You just don’t see them and they’re not counted in the score displayed to you. They’re still added up in the back end unless you post to a community with downvotes disabled, in this case then they’re discarded entirely. But since this community is on lemmy.ml and that one accepts downvotes, then they work as you’d expect. You still won’t see them on your side.
4: is lemmy safe from AI scrapping or nah? Is this platform good for artists compared to something like mastodon, twitter, or bluesky?
No, far from it. Everything is visible publicly, and when it’s public there’s little to do to stop AI scraping.
5: is there search engine crawling on lemmy?
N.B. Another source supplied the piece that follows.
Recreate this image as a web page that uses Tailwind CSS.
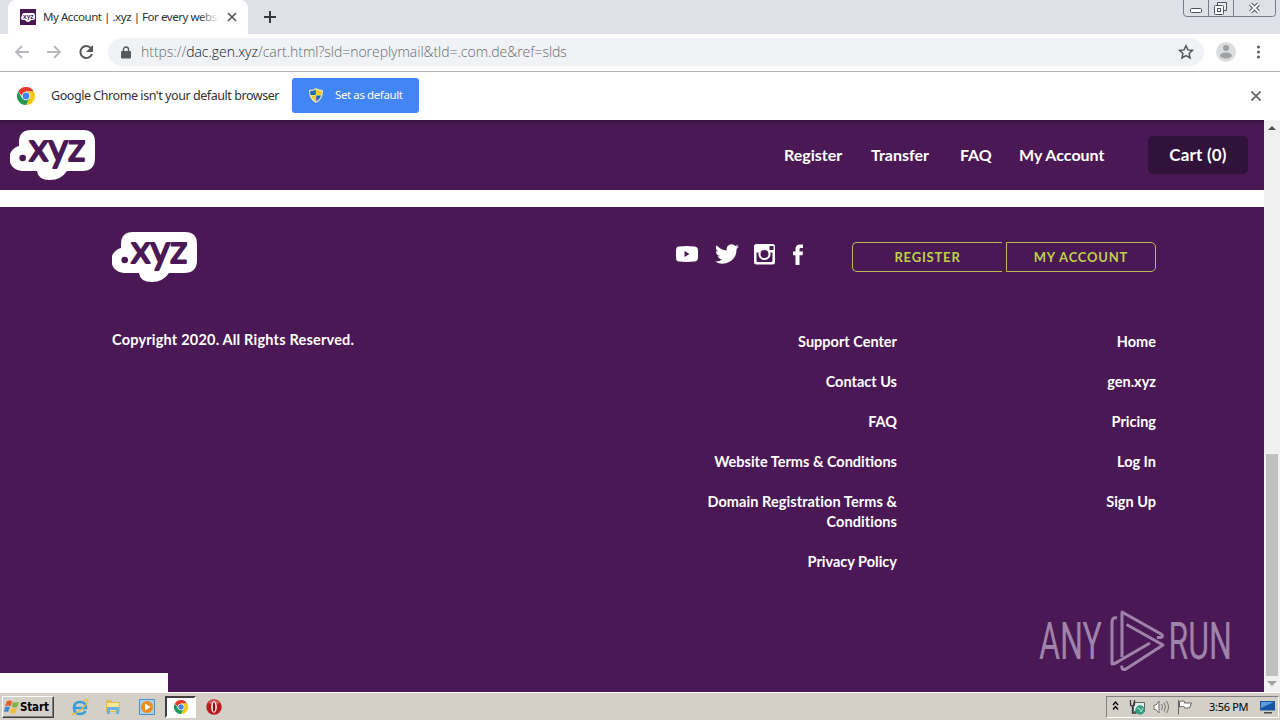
<!DOCTYPE html>
<html lang="en"><head><meta charset="utf-8"><title>My Account | .xyz</title>
<script src="https://cdn.jsdelivr.net/npm/@tailwindcss/browser@4"></script></head>
<body class="w-[1280px] h-[720px] overflow-hidden bg-white font-['Noto_Sans',sans-serif] text-[#303236]">
<svg class="hidden">
<symbol id="logo" viewBox="0 0 85 50"><path fill="#fff" d="M21 0H73Q85 0 85 12V28Q85 41 72 41H57Q51 50 40 50Q28 50 27 41H13A12.7 12.7 0 0 1 9 16V12Q9 0 21 0Z"/><circle cx="12.7" cy="28" r="3.3" fill="#4a1955"/><text x="19" y="30.700" font-family="Lato, sans-serif" font-weight="400" font-size="38" textLength="56.500" lengthAdjust="spacingAndGlyphs" fill="#4a1955" stroke="#4a1955" stroke-width="1.800" stroke-linejoin="round">xyz</text></symbol>
<symbol id="chrome" viewBox="0 0 18 18"><path fill="#e33b2e" d="M1.2 4.5A9 9 0 0 1 16.8 4.5H9L5 9Z"/><path fill="#f9c80e" d="M16.8 4.5A9 9 0 0 1 9 18L12.7 11 9 4.5Z"/><path fill="#219653" d="M1.2 4.5A9 9 0 0 0 9 18L12.7 11 5.3 11.2Z"/><circle cx="9" cy="9" r="4.3" fill="#fff"/><circle cx="9" cy="9" r="3.4" fill="#4285e8"/></symbol>
</svg>
<div class="flex h-[720px] flex-col">
<header class="relative flex h-[34px] shrink-0 bg-[#dee1e7]">
 <div class="ml-2 flex h-[34px] w-[240px] items-center rounded-t-lg bg-white pl-3">
  <svg class="h-4 w-4 shrink-0" viewBox="0 0 16 16"><path fill="#4a1955" d="M0 0h16v16H0z"/><path fill="#fff" d="M4 4h9q2 0 2 2v3q0 2-2 2h-2q-1 2-3 2t-3-2H3q-2 0-2-2 0-1 1-2 0-3 2-3z"/><text x="3" y="9.7" font-size="7" font-weight="700" font-family="Lato, sans-serif" fill="#4a1955">xyz</text></svg>
  <div class="relative ml-[7px] w-[176px] overflow-hidden whitespace-nowrap text-[11.500px] leading-5 tracking-[-0.45px]">My Account | .xyz | For every websi<span class="absolute inset-y-0 right-0 w-5 bg-linear-to-r from-white/0 to-white"></span></div>
  <svg class="ml-[8px] h-[10px] w-[10px]" viewBox="0 0 10 10" stroke="#505357" stroke-width="1.6"><path d="M1 1l8 8M9 1L1 9"/></svg>
 </div>
 <svg class="mt-[11px] ml-[16px] h-3 w-3" viewBox="0 0 12 12" stroke="#35383c" stroke-width="2"><path d="M6 0v12M0 6h12"/></svg>
 <svg class="absolute top-0 left-[1183px] h-[17px] w-[93px]" viewBox="0 0 93 17" fill="none" stroke="#777b87"><path d="M.5 0v13q0 3.500 3 3.500h86q3 0 3-3V0M25.500 0v16M50.500 0v16"/><g stroke="#4e5360"><rect x="7.500" y="8.500" width="11" height="4" rx="1" fill="#fff"/><path d="M34.500 5.500V2.500h9v8h-3" fill="#eee"/><rect x="31.500" y="5.500" width="9" height="9" rx="1" fill="#fff"/><rect x="34.500" y="8.500" width="3" height="3"/></g><path d="M67.500 4l8 8M75.500 4l-8 8" stroke="#555a66" stroke-width="4"/><path d="M67.500 4l8 8M75.500 4l-8 8" stroke="#fff" stroke-width="2"/></svg>
</header>
<div class="flex h-[38px] shrink-0 items-center border-b border-[#b3b4b6] bg-white pb-px">
 <svg class="ml-[14px] h-4 w-[84px]" viewBox="0 0 84 16" fill="none"><path d="M15 8H2M8 2L2 8l6 6M33 8h13M40 2l6 6-6 6" stroke="#b9babd" stroke-width="1.800"/><path d="M77 4.200A6 6 0 1 0 78 10" stroke="#55585c" stroke-width="2"/><path d="M79 1v7h-7z" fill="#55585c"/></svg>
 <div class="ml-[10px] flex h-7 w-[1096px] items-center rounded-full bg-[#f0f2f5] pl-[13px]">
  <svg class="h-[13px] w-[10px]" viewBox="0 0 10 13"><path d="M1 5h8q1 0 1 1v5.500q0 1-1 1H1q-1 0-1-1V6q0-1 1-1z" fill="#56595d"/><path d="M2.500 6V3.500a2.500 2.500 0 0 1 5 0V6" fill="none" stroke="#56595d" stroke-width="1.400"/></svg>
  <div class="ml-[10px] w-[430px] whitespace-nowrap font-['Open_Sans',sans-serif] text-[14px] font-light leading-5 tracking-[-0.03px] text-[#686b70]">https://<span class="text-[#17181a]">dac.gen.xyz</span>/cart.html?sld=noreplymail&amp;tld=.com.de&amp;ref=slds</div>
  <svg class="ml-[607px] h-4 w-4" viewBox="0 0 16 16" fill="none" stroke="#55585c" stroke-width="1.500"><path d="M8 1.700l1.900 4.200 4.600.5-3.400 3 1 4.600L8 11.600 3.900 14l1-4.600-3.400-3 4.600-.5z"/></svg>
 </div>
 <svg class="ml-3 h-5 w-5" viewBox="0 0 20 20"><circle cx="10" cy="10" r="10" fill="#dcdddf"/><circle cx="10" cy="6" r="3" fill="#a0a1a3"/><ellipse cx="10" cy="13.500" rx="6" ry="3" fill="#a0a1a3"/></svg>
 <svg class="ml-[16px] h-4 w-4" viewBox="0 0 16 16" fill="#55585c"><circle cx="6.500" cy="3" r="1.500"/><circle cx="6.500" cy="8" r="1.500"/><circle cx="6.500" cy="13" r="1.500"/></svg>
</div>
<div class="flex h-[48px] shrink-0 items-center bg-white pl-[17px]">
 <svg class="h-[18px] w-[18px]"><use href="#chrome"/></svg>
 <span class="ml-4 w-[241px] whitespace-nowrap text-[12.500px] tracking-[-0.44px]">Google Chrome isn't your default browser</span>
 <div class="-mt-px flex h-[35px] w-[127px] items-center rounded-[3px] bg-[#4285f4] pl-[17px] text-white">
  <svg class="h-[15px] w-[14px]" viewBox="0 0 14 15"><path d="M7 0q3 2 7 2 0 10-7 13Q0 12 0 2q4 0 7-2z" fill="#e9e6c2"/><path d="M6.800 1.500V7H1.500q-.5-2-.3-4 3 0 5.600-1.500zM7.200 7.500h5q-1.300 4-5 6z" fill="#2869b5"/><path d="M7.200 1.500q2.600 1.500 5.600 1.500.1 2-.4 4H7.200zM1.800 7.500h5v6q-3.700-2-5-6z" fill="#f8cb26"/></svg>
  <span class="ml-[12px] -mt-px whitespace-nowrap text-[11.500px] tracking-[-0.4px]">Set as default</span>
 </div>
 <svg class="ml-[832px] h-[10px] w-[10px]" viewBox="0 0 10 10" stroke="#5f6165" stroke-width="1.700"><path d="M.5.500l9 9M9.500.500l-9 9"/></svg>
</div>
<div class="flex h-[572px] shrink-0">
 <main class="relative flex w-[1264px] flex-col font-[Lato,sans-serif] font-bold text-white">
  <nav class="flex h-[70px] shrink-0 items-center bg-[#4a1955] pl-[10px] text-[16px] shadow-[inset_0_5px_4px_-4px_#28102e]">
   <svg class="h-[50px] w-[85px]"><use href="#logo"/></svg>
   <span class="ml-[689px] w-[87px]">Register</span><span class="w-[89px]">Transfer</span><span class="w-[59px]">FAQ</span><span class="w-[129px]">My Account</span>
   <span class="flex h-[38px] w-[100px] items-center justify-center rounded-[5px] bg-[#30123a] text-[17px] tracking-[.2px]">Cart (0)</span>
  </nav>
  <div class="h-[17px] shrink-0 bg-white"></div>
  <footer class="flex flex-1 flex-col bg-[#4a1955]">
   <div class="flex h-[123px] items-start pt-[25px] pl-[112px]">
    <svg class="h-[50px] w-[85px]"><use href="#logo"/></svg>
    <svg class="mt-[10px] ml-[478px] h-6 w-[132px]" viewBox="0 0 132 24" fill="#fff"><path fill-rule="evenodd" d="M4 4.500q8-.8 15 0 4 0 4 4v7q0 4-4 4-7 .8-15 0-3 0-3-4v-7q0-4 3-4zM9.500 9v6l5-3z"/><path transform="translate(40 0)" d="M24 4.600a10 10 0 0 1-2.800.8 4.900 4.900 0 0 0 2.100-2.700 10 10 0 0 1-3.100 1.200 4.900 4.900 0 0 0-8.400 4.500A14 14 0 0 1 1.700 3.200a4.900 4.900 0 0 0 1.500 6.500 5 5 0 0 1-2.200-.6 4.900 4.900 0 0 0 3.900 4.900 5 5 0 0 1-2.200.1 4.900 4.900 0 0 0 4.600 3.400A10 10 0 0 1 0 19.500 14 14 0 0 0 21.500 7.100 10 10 0 0 0 24 4.600z"/><path fill-rule="evenodd" d="M81.500 2h16q2.500 0 2.500 2.500V20q0 2.500-2.500 2.500h-16Q79 22.500 79 20V4.500Q79 2 81.500 2zM94.500 4v4h4V4zM81.500 10.500v8q0 1.500 1.500 1.500h13q1.500 0 1.500-1.500v-8h-2.200a6 6 0 1 1-11.600 0zM89.500 8a4 4 0 1 0 0 8 4 4 0 0 0 0-8z"/><path d="M120.500 23v-9.700H118V9.500h2.500V7q0-4.500 4.500-4.500h3v3.600h-2.200q-1.300 0-1.300 1.400v2h3.500l-.5 3.800h-3V23z"/></svg>
    <div class="mt-[10px] ml-[45px] flex h-[30px] gap-1 text-[13px] tracking-[.8px] text-[#bfd04a]"><span class="flex w-[150px] items-center justify-center rounded-l-[5px] border border-r-0 border-[#b9bd50] pt-px">REGISTER</span><span class="flex w-[150px] items-center justify-center rounded-r-[5px] border border-[#b9bd50] pt-px">MY ACCOUNT</span></div>
   </div>
   <div class="flex pl-[112px] text-[14.500px] leading-5">
    <p class="w-[560px] tracking-[.2px]">Copyright 2020. All Rights Reserved.</p>
    <ul class="mt-[2px] flex w-[225px] flex-col items-end gap-5 whitespace-nowrap text-right"><li>Support Center</li><li>Contact Us</li><li>FAQ</li><li>Website Terms &amp; Conditions</li><li class="tracking-[.07px]">Domain Registration Terms &amp;<br>Conditions</li><li>Privacy Policy</li></ul>
    <ul class="mt-[2px] flex w-[259px] flex-col items-end gap-5"><li>Home</li><li>gen.xyz</li><li>Pricing</li><li>Log In</li><li>Sign Up</li></ul>
   </div>
  </footer>
  <div class="absolute bottom-0 left-0 h-[19px] w-[168px] bg-white"></div>
  <svg class="absolute top-[480px] left-[1030px] h-[80px] w-[210px]" viewBox="1030 600 210 80" fill="none" stroke="#a083aa"><g fill="#a083aa" stroke="none" font-family="Roboto, sans-serif" font-size="51" font-weight="400"><text x="1039" y="659" textLength="63" lengthAdjust="spacingAndGlyphs">ANY</text><text x="1168.500" y="659" textLength="63.500" lengthAdjust="spacingAndGlyphs">RUN</text></g><path stroke-width="3" stroke-linejoin="round" d="M1117 618q-5-1-5 4v42q3 0 7-3l31-18M1122 657V612l39 22q3 2 0 3.500h-4M1122 665.500q-1 5.500 4 3.500l37-24-36.500-20.500"/></svg>
 </main>
 <aside class="flex w-4 flex-col items-center bg-[#f1f1f1]">
  <svg class="mt-[6px] h-[5px] w-[8px]" viewBox="0 0 10 6"><path d="M5 0l5 5H0z" fill="#505050"/></svg>
  <div class="mt-[323px] h-[222px] w-3 bg-[#c1c1c1]"></div>
  <svg class="mt-[5px] h-[6px] w-[10px]" viewBox="0 0 10 6"><path d="M0 0h10L5 5z" fill="#a3a3a3"/></svg>
 </aside>
</div>
<footer class="flex h-7 shrink-0 items-center border-t border-white bg-[#d4d0c8] pt-px pl-[2px] shadow-[inset_0_1px_#d4d0c8] text-black">
 <div class="flex h-[22px] w-[52px] items-center border border-t-white border-l-white border-r-[#404040] border-b-[#404040] pl-[1px] font-['DejaVu_Sans_Condensed','DejaVu_Sans',sans-serif] text-[11.500px] font-bold shadow-[inset_-1px_-1px_#808080]">
  <svg class="h-4 w-4 shrink-0" viewBox="0 0 16 16"><path d="M3 2q3-1 5 0L7 7Q4 6 1 7z" fill="#e65b2a"/><path d="M9 3q3 1 6 0l-2 5q-3 1-5 0z" fill="#7db53c"/><path d="M1 8q3-1 5 0l-2 5q-2-1-4 0z" fill="#4087cc"/><path d="M7 9q3 1 6 0l-2 5q-3 1-5 0z" fill="#f2bd2c"/></svg><span class="mt-px tracking-[-0.15px]">Start</span>
 </div>
 <svg class="ml-[17px] h-[18px] w-[18px]" viewBox="0 0 18 18" fill="none"><path d="M4 10h11q0-6-6-6t-6 6 6 6q4 0 5.500-3" stroke="#399bd9" stroke-width="2.600"/><path d="M2 15Q-1 18 5 15 15 9 17 3q0-3-5 0" stroke="#e7bd3d" stroke-width="1.300"/></svg>
 <svg class="ml-[16px] h-[18px] w-[16px]" viewBox="0 0 16 18"><path d="M1 3l1-1h4l1 2h8v10H1z" fill="#dfbd50"/><path d="M2 5h12v8H2z" fill="#f8e69b"/><path d="M2 9h12v7h-3v-4H5v4H2z" fill="#65b6df"/></svg>
 <svg class="ml-[18px] h-4 w-4" viewBox="0 0 16 16"><path d="M.5.500h15v15H.500z" fill="#a9d0f0" stroke="#4b8fcc"/><circle cx="8" cy="8" r="6" fill="#ed8a20"/><path d="M6 4.500v7l5.500-3.500z" fill="#fff"/></svg>
 <div class="ml-[10px] flex h-[22px] w-[31px] items-center justify-center border-2 border-t-[#404040] border-l-[#404040] border-r-white border-b-white bg-white"><svg class="h-[14px] w-[14px]"><use href="#chrome"/></svg></div>
 <svg class="ml-[10px] h-4 w-4" viewBox="0 0 16 16"><circle cx="8" cy="8" r="7.700" fill="#b51d20"/><path d="M2 4Q8-2 14 4 8 6 2 4z" fill="#df6060"/><ellipse cx="8" cy="8" rx="2.800" ry="5.800" fill="#fff"/><ellipse cx="8" cy="8" rx="1.300" ry="4.800" fill="#8c1217"/></svg>
 <div class="mr-[1px] ml-auto flex h-[22px] w-[173px] items-center border border-t-[#808080] border-l-[#808080] border-r-white border-b-white">
  <svg class="ml-[5px] h-3 w-[7px]" viewBox="0 0 7 12" fill="none" stroke="#000" stroke-width="1.300"><path d="M1 4l2.500-3L6 4M1 8.500l2.500-3L6 8.500"/></svg>
  <svg class="ml-[10px] h-4 w-4" viewBox="0 0 16 16"><path d="M4.500 3.500h11v9h-11z" fill="#e4eee9" stroke="#596866"/><path d="M1.500 1v4q0 2 2 2t2-2V1M3.500 7v7h4" fill="none" stroke="#383838" stroke-width="1.300"/><circle cx="11" cy="11" r="4.700" fill="#329d83"/><path d="M8 9l3 1 1 3 2-4" stroke="#b3e3c7" fill="none"/></svg>
  <svg class="ml-[8px] h-[14px] w-4" viewBox="0 0 16 14" fill="none" stroke="#717171"><path d="M1 5h2l3-4v12L3 9.500H1z" fill="#fff"/><path d="M8.500 4q2 3 0 6M11 2.500q3 4.500 0 9M13.500 1q4 6 0 12"/></svg>
  <svg class="ml-[8px] h-4 w-4" viewBox="0 0 16 16" fill="#fff" stroke="#666"><path d="M1.500 1v14.500M2.500 2.500q3-1 5 0v1.500h7l-2 5h-5V8q-2-1-5 0z"/></svg>
  <span class="ml-[16px] w-[51px] whitespace-nowrap text-[11px] tracking-[-0.3px]">3:56 PM</span>
  <svg class="h-[13px] w-[15px]" viewBox="0 0 15 13"><path d="M0 0h15v9.500H0z" fill="#1756a4"/><path d="M1 1h13L1 7z" fill="#5b9ddc"/><path d="M4 11h8v1.500H4z" fill="#444"/></svg>
 </div>
</footer>
</div></body></html>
Are all posts on here possible to show up in search engines or nah? How do things work on that front?
Yes. I don’t even need to crawl Lemmy to index it, all the other instances are willingly sending it to me in real time. I have a copy of everything my instance has seen.
6: how’s development? Is lemmy going to continue to build and improve or are things gonna stay as they are for the foreseeable future?
Only the developers can comment but it seems slow but steady.
7: how privacy friendly and secure is lemmy really? I’m guessing a lot better then reddit, but just curious.
Zero, none. There is zero privacy on Lemmy because the fediverse is inherently public. I can see who voted what, I could see the entire edit history of a given post or comment, I could store all deleted posts and comments, the data is all on my server should I want to do anything with it.
So your privacy will depend solely on your OpSec: don’t share personally identifiable information or anything.
8: are there normal people or communities here? From what I’m seeing all of lemmy seems primarily focused on politics and tech, am not seeing much beyond that.
Those do drown pretty much everything else, but you can look at Lemmy Explorer and find communities you like and subscribe to them, and then browse by subscriptions. The default feed is basically a firehose of literally everything going in every community at once.
Some people also opt to just block the communities they’re not interested in such that all that’s left is interesting ones so you don’t miss anything.